DESCRIPTION OF THE TASK = Print the material below exactly as it stands, please, from its first line to the line holding "import React from 'react';", with no pictures.

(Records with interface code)
*-*-*

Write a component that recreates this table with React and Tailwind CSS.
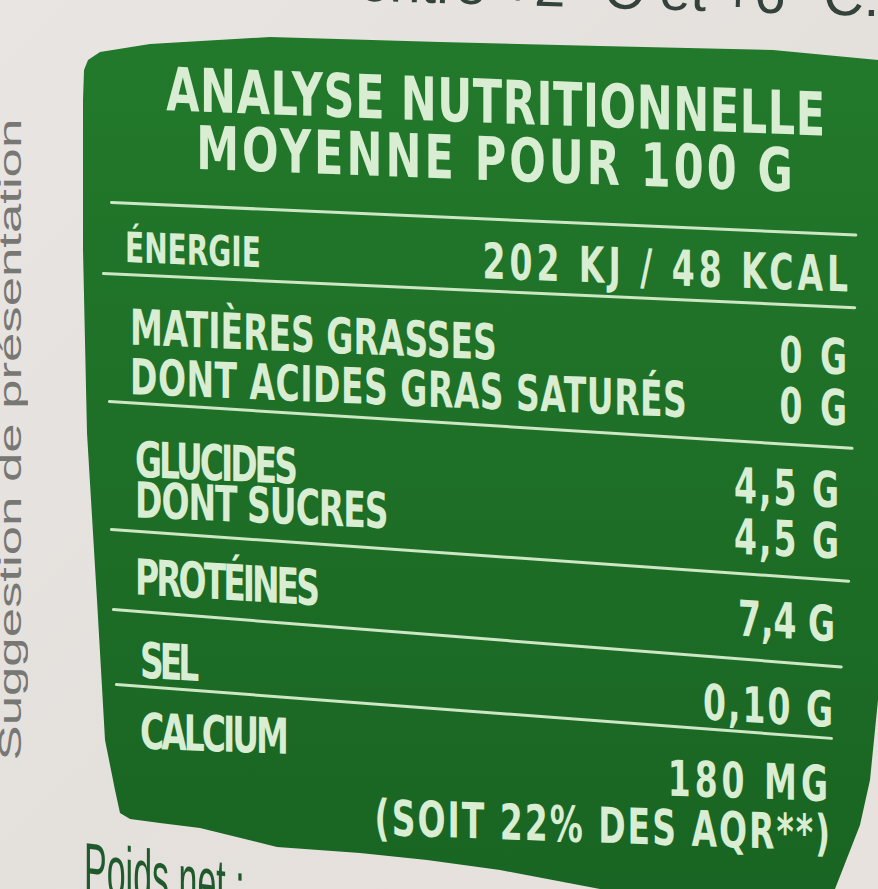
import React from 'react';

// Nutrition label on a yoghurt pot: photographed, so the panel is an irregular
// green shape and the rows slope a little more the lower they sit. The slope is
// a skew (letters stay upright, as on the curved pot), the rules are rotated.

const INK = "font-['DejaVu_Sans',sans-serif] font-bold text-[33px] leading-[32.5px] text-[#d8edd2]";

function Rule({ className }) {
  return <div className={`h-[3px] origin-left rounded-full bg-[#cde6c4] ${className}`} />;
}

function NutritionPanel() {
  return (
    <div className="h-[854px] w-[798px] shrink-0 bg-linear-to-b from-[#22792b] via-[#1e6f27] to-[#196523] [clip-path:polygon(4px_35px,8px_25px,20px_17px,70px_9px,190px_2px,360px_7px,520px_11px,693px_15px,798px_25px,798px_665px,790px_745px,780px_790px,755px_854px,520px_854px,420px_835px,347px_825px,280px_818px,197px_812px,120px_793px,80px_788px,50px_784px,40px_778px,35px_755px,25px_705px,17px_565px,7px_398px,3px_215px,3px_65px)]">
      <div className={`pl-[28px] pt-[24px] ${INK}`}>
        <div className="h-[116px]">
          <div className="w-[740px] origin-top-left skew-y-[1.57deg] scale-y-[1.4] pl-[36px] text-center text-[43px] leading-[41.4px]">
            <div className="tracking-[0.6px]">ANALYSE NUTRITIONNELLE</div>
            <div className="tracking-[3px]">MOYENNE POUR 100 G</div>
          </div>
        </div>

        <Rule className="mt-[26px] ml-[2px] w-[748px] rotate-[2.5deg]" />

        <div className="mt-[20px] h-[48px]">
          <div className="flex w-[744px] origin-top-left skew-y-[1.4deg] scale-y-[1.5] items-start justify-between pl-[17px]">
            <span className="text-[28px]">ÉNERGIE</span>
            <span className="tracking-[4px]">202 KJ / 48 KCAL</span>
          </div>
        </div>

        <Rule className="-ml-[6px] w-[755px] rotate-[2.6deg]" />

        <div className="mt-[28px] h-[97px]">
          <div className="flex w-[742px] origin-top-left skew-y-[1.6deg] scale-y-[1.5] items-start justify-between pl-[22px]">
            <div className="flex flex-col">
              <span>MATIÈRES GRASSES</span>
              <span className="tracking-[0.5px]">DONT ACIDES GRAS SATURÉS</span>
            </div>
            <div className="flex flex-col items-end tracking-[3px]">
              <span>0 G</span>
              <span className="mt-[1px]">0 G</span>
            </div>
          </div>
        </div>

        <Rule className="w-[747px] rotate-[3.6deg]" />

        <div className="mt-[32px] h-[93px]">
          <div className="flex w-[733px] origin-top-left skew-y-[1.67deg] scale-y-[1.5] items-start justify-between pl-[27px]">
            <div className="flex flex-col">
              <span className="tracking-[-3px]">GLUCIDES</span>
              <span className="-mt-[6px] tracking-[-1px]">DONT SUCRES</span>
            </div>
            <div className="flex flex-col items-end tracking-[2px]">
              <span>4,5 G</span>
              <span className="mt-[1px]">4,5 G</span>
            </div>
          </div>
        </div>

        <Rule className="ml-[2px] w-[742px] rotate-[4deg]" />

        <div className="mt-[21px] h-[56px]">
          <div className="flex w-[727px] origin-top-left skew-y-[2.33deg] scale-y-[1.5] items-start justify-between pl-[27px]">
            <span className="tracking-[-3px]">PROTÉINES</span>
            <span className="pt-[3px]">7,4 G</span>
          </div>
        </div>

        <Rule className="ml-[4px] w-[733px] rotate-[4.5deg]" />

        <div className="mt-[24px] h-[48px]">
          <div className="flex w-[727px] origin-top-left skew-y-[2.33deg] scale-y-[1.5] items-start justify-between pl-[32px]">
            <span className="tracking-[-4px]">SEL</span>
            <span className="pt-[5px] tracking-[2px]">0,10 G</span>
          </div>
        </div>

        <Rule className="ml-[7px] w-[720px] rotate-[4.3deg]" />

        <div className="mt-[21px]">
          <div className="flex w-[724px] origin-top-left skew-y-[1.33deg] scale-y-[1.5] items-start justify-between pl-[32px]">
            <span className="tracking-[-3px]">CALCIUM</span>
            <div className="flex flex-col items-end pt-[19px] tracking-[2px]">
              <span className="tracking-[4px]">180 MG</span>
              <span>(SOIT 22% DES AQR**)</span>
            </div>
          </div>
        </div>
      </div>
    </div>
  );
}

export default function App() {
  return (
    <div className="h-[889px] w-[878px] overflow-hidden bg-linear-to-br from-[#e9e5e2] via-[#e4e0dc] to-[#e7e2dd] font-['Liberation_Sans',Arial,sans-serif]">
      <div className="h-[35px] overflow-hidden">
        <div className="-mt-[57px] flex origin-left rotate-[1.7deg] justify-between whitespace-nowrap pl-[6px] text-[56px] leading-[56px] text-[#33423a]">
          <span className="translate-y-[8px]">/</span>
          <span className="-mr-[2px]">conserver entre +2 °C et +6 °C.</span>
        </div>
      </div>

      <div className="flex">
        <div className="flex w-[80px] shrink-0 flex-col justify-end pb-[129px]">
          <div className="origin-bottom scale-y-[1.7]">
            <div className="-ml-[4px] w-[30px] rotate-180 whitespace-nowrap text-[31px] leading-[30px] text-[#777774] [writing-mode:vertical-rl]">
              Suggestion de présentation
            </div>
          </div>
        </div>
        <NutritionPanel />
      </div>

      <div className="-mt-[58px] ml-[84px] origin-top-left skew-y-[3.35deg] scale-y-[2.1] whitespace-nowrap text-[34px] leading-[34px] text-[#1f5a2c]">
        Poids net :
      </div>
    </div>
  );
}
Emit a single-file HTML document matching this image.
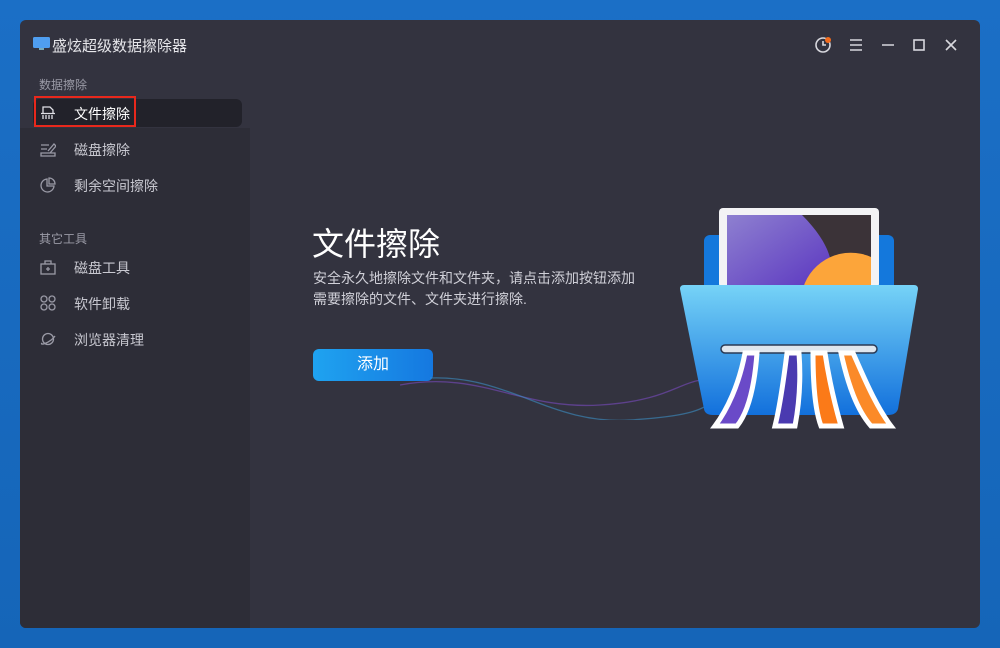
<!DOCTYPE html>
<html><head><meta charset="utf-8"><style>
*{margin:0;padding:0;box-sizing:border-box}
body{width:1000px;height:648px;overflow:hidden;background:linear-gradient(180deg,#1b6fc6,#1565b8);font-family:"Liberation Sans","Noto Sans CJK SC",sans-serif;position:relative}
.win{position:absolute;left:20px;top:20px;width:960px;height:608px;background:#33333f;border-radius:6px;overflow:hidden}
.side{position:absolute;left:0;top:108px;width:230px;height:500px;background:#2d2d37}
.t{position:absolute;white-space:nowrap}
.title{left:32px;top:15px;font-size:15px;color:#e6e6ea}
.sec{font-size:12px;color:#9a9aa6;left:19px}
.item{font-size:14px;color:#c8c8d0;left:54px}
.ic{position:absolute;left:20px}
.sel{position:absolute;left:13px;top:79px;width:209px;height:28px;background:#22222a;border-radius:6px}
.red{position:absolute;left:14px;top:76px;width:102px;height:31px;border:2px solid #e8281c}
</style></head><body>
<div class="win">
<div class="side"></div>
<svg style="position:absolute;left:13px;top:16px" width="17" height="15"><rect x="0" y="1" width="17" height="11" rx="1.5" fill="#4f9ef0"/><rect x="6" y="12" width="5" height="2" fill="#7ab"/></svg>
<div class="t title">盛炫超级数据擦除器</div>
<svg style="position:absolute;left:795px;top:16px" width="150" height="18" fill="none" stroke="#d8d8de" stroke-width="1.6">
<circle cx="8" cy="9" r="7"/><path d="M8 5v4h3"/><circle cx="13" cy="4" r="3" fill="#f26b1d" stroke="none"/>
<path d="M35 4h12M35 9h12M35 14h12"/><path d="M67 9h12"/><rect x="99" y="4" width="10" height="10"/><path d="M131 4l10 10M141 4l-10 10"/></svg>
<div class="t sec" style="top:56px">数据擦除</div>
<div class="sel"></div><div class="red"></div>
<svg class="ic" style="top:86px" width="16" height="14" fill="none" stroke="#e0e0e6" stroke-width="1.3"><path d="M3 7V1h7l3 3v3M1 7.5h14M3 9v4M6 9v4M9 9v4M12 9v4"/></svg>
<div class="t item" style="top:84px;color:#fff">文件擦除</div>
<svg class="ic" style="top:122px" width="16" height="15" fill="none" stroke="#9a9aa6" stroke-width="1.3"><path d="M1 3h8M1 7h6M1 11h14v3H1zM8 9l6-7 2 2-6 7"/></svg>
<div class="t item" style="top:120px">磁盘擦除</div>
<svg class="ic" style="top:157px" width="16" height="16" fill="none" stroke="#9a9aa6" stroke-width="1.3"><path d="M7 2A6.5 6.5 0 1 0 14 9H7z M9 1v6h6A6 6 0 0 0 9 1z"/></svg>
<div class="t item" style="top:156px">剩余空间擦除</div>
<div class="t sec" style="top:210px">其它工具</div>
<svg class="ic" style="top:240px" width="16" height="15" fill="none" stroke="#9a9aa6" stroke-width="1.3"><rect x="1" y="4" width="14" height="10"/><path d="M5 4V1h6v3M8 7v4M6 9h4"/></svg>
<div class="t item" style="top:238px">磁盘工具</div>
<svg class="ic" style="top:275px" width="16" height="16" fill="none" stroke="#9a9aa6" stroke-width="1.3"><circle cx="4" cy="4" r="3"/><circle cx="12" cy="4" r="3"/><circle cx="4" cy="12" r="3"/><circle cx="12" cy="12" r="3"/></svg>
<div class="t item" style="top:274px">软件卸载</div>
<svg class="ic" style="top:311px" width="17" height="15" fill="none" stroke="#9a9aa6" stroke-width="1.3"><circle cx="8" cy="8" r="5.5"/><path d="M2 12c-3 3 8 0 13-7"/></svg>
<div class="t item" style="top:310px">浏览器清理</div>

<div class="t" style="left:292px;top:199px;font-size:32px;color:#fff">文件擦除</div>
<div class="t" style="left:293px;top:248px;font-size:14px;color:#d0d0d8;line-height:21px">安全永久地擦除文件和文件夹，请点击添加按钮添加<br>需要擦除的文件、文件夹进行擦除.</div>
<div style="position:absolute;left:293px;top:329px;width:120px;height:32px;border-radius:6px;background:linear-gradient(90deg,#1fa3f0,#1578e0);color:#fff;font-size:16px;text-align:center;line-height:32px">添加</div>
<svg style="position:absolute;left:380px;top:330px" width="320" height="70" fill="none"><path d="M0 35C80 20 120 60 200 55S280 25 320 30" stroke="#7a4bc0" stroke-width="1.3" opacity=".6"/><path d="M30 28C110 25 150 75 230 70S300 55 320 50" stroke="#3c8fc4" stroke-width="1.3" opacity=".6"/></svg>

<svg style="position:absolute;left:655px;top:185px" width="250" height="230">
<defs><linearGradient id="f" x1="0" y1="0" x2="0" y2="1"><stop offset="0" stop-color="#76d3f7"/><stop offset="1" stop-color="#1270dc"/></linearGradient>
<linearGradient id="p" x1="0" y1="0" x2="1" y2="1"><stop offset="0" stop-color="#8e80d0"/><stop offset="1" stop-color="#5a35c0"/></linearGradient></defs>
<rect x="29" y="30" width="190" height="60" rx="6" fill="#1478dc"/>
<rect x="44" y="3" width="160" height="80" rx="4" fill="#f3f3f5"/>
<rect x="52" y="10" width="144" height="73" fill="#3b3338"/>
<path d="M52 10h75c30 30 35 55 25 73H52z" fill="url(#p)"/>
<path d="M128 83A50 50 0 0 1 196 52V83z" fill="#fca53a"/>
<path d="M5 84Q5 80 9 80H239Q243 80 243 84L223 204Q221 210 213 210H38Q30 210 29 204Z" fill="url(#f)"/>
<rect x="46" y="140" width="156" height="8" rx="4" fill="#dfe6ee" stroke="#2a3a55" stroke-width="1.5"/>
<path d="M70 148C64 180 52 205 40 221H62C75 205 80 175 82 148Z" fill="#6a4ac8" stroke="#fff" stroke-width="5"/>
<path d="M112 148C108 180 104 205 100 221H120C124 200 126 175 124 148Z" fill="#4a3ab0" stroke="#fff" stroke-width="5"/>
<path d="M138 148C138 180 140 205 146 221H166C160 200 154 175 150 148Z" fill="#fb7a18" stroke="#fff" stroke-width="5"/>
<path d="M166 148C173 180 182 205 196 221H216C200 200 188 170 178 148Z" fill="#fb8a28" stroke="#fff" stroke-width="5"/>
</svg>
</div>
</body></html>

*-*-*

ANSWER FOR THE TASK =
Write a component that recreates this table with React and Tailwind CSS.
import React from 'react';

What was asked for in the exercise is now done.